San Joaquin River named most endangered
- Published on 04/09/2014 - 10:22 am
- Written by Business Journal staff
The San Joaquin River was named America's most endangered river by a Washington D.C. environmental organization.
American Rivers listed ten rivers throughout the country that were the most threatened by poor water quality, excessive withdrawals and declining fish and wildlife species.
The San Joaquin River, spanning 366 miles from the Sierra Nevada mountains to the Pacific Ocean, is in the most precarious state, plagued by outdated water management and excessive diversions, according to American Rivers.
Add that to the current drought and the river is left completely dry in some stretches, threatening water quality, endangering fish and wildlife and creating uncertainty for farmers and communities that are vulnerable to water losses.
Years of management for agriculture, hydropower and flood control have also taken a toll on the river, the organization stressed, creating a problem not just for the roughly four million people that live around the watershed, but also for salmon and steelhead populations that are on the brink of extinction.
But it's not too late for the San Joaquin River. American Rivers offered a call to the California State Water Resources Control Board, which is currently developing a plan for management of the river, to increase water flows to the San Joaquin to protect fish, recreation and community access and to support sustainable agriculture.
The organization also urged Congress must oppose all efforts to overturn state and federal water laws designed to protect the environment, which would further dry up the San Joaquin River.
"The San Joaquin River is ground zero for water supply challenges," said Bob Irvin, president of American Rivers, in a release. "We want a future with a healthy river and sustainable agriculture. This 'Most Endangered River' listing is a call to a cation for all of us to come together around solutions to protect and restore reliable and predictable clean waters applies and a healthy river for future generations.

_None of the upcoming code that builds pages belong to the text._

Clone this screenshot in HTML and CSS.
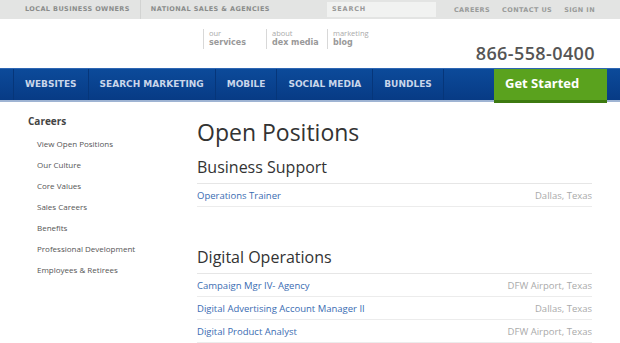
FILE: index.html
```html
<!DOCTYPE html>
<html>
<head>
    <title>Careers - Open Positions</title>
    <link rel="stylesheet" href="styles.css">
</head>
<body>
    <div class="topbar">
        <a class="seg first" href="#">LOCAL BUSINESS OWNERS</a>
        <a class="seg" href="#">NATIONAL SALES &amp; AGENCIES</a>
        <div class="search">SEARCH</div>
        <a class="util careers" href="#">CAREERS</a>
        <a class="util" href="#">CONTACT US</a>
        <a class="util signin" href="#">SIGN IN</a>
    </div>

    <div class="header">
        <div class="sublinks">
            <a class="sub" href="#"><span class="small">our</span><span class="big">services</span></a>
            <a class="sub narrow" href="#"><span class="small">about</span><span class="big">dex media</span></a>
            <a class="sub" href="#"><span class="small">marketing</span><span class="big">blog</span></a>
        </div>
        <div class="phone">866-558-0400</div>
    </div>

    <div class="nav">
        <a class="navitem" href="#">WEBSITES</a>
        <a class="navitem" href="#">SEARCH MARKETING</a>
        <a class="navitem" href="#">MOBILE</a>
        <a class="navitem" href="#">SOCIAL MEDIA</a>
        <a class="navitem last" href="#">BUNDLES</a>
        <a class="getstarted" href="#">Get Started</a>
    </div>

    <div class="page">
        <div class="sidebar">
            <div class="side-title">Careers</div>
            <a class="side-link" href="#">View Open Positions</a>
            <a class="side-link" href="#">Our Culture</a>
            <a class="side-link" href="#">Core Values</a>
            <a class="side-link" href="#">Sales Careers</a>
            <a class="side-link" href="#">Benefits</a>
            <a class="side-link" href="#">Professional Development</a>
            <a class="side-link" href="#">Employees &amp; Retirees</a>
        </div>
        <div class="content">
            <h1>Open Positions</h1>

            <h2>Business Support</h2>
            <div class="jobs">
                <div class="job"><a href="#">Operations Trainer</a><span class="loc">Dallas, Texas</span></div>
            </div>

            <h2 class="spaced">Digital Operations</h2>
            <div class="jobs">
                <div class="job"><a href="#">Campaign Mgr IV- Agency</a><span class="loc">DFW Airport, Texas</span></div>
                <div class="job"><a href="#">Digital Advertising Account Manager II</a><span class="loc">Dallas, Texas</span></div>
                <div class="job"><a href="#">Digital Product Analyst</a><span class="loc">DFW Airport, Texas</span></div>
            </div>
        </div>
    </div>
</body>
</html>
```

FILE: styles.css
```css
body
{
    margin: 0;
    font-family: "Open Sans", "DejaVu Sans", sans-serif;
    background-color: white;
    color: #333;
}
a
{
    text-decoration: none;
}

/* top utility bar */
.topbar
{
    display: flex;
    align-items: center;
    height: 19px;
    background-color: #e3e4e3;
    font-family: "DejaVu Sans", sans-serif;
    font-weight: bold;
    font-size: 6.5px;
    letter-spacing: 0.4px;
    white-space: nowrap;
}
.seg
{
    color: #8a8c8b;
    height: 19px;
    line-height: 19px;
    padding: 0 10px;
    border-left: 1px solid #d2d3d2;
}
.seg.first
{
    border-left: none;
    padding-left: 25px;
}
.search
{
    margin-left: auto;
    width: 104px;
    height: 15px;
    line-height: 15px;
    padding-left: 5px;
    background-color: #f1f2f1;
    color: #999;
    letter-spacing: 0.8px;
}
.util
{
    color: #999b9a;
    margin-left: 12px;
}
.util.careers
{
    margin-left: 18px;
}
.util.signin
{
    margin-right: 25px;
}

/* header */
.header
{
    display: flex;
    justify-content: space-between;
    height: 49px;
    padding: 0 25px 0 203px;
}
.sublinks
{
    display: flex;
    margin-top: 10px;
    height: 20px;
}
.sub
{
    display: flex;
    flex-direction: column;
    border-left: 1px solid #d8d8d8;
    padding-left: 5px;
    width: 57px;
    line-height: 9px;
}
.sub.narrow
{
    width: 55px;
}
.small
{
    font-size: 7.5px;
    color: #aaa;
}
.big
{
    font-family: "DejaVu Sans", sans-serif;
    font-size: 8px;
    font-weight: bold;
    color: #999;
    line-height: 10px;
}
.phone
{
    align-self: flex-end;
    font-size: 18px;
    font-weight: 600;
    letter-spacing: 0.4px;
    color: #555;
    margin-bottom: 3px;
}

/* blue nav */
.nav
{
    display: flex;
    height: 31px;
    background: linear-gradient(#0c4a9a, #073b85);
    border-top: 1px solid #2d66b3;
    border-bottom: 2px solid #9fb4d3;
    padding-left: 13px;
}
.navitem
{
    font-family: "DejaVu Sans", sans-serif;
    font-weight: bold;
    font-size: 9px;
    color: #c9d6ea;
    line-height: 31px;
    padding: 0 11px;
    border-left: 1px solid #06367a;
}
.navitem.last
{
    border-right: 1px solid #06367a;
}
.getstarted
{
    margin-left: auto;
    margin-right: 13px;
    margin-bottom: -3px;
    width: 113px;
    height: 34px;
    box-sizing: border-box;
    padding-left: 11px;
    background-color: #5aa21e;
    border-bottom: 3px solid #3d7a10;
    color: white;
    font-weight: bold;
    font-size: 13px;
    line-height: 29px;
}

/* page body */
.page
{
    display: flex;
    padding: 12px 0 0 28px;
}
.sidebar
{
    width: 169px;
    display: flex;
    flex-direction: column;
}
.side-title
{
    font-weight: bold;
    font-size: 10px;
    color: #444;
    margin-bottom: 10px;
}
.side-link
{
    font-size: 8px;
    color: #555;
    padding-left: 9px;
    height: 21px;
}
.content
{
    width: 395px;
}
h1
{
    margin: 2px 0 0 0;
    font-size: 23px;
    font-weight: normal;
    color: #333;
    line-height: 32px;
}
h2
{
    margin: 8px 0 0 0;
    font-size: 16px;
    font-weight: normal;
    color: #333;
    line-height: 22px;
    padding-bottom: 5px;
    border-bottom: 1px solid #e6e6e6;
}
h2.spaced
{
    margin-top: 39px;
}
.job
{
    display: flex;
    justify-content: space-between;
    height: 20px;
    padding-top: 2px;
    line-height: 20px;
    border-bottom: 1px solid #ececec;
    font-size: 9.5px;
}
.job a
{
    color: #3a6cb2;
}
.loc
{
    color: #aaa;
}
```
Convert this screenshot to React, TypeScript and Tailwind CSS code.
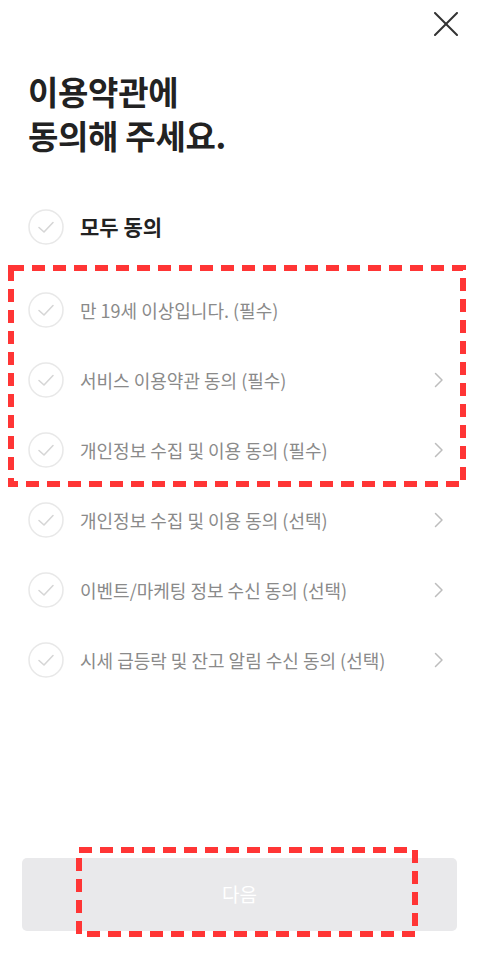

We're all in this together."
The San Joaquin River and its principal tributaries—including the Merced, the Tuolumne and the Stanislaus rivers—irrigate more than two million acres of land, generate more than 3,000 megawatts of hydropower, provide drinking water to more than 4.5 million people and support numerous endangered or declining species.
Other threatened rivers on the list include the Upper Colorado River, the Middle Mississippi River, the Gila River, San Francisquito Creek, the South Fork Edisto River, the White River, the White River, the Haw River and the Clearwater/Lochsa Rivers.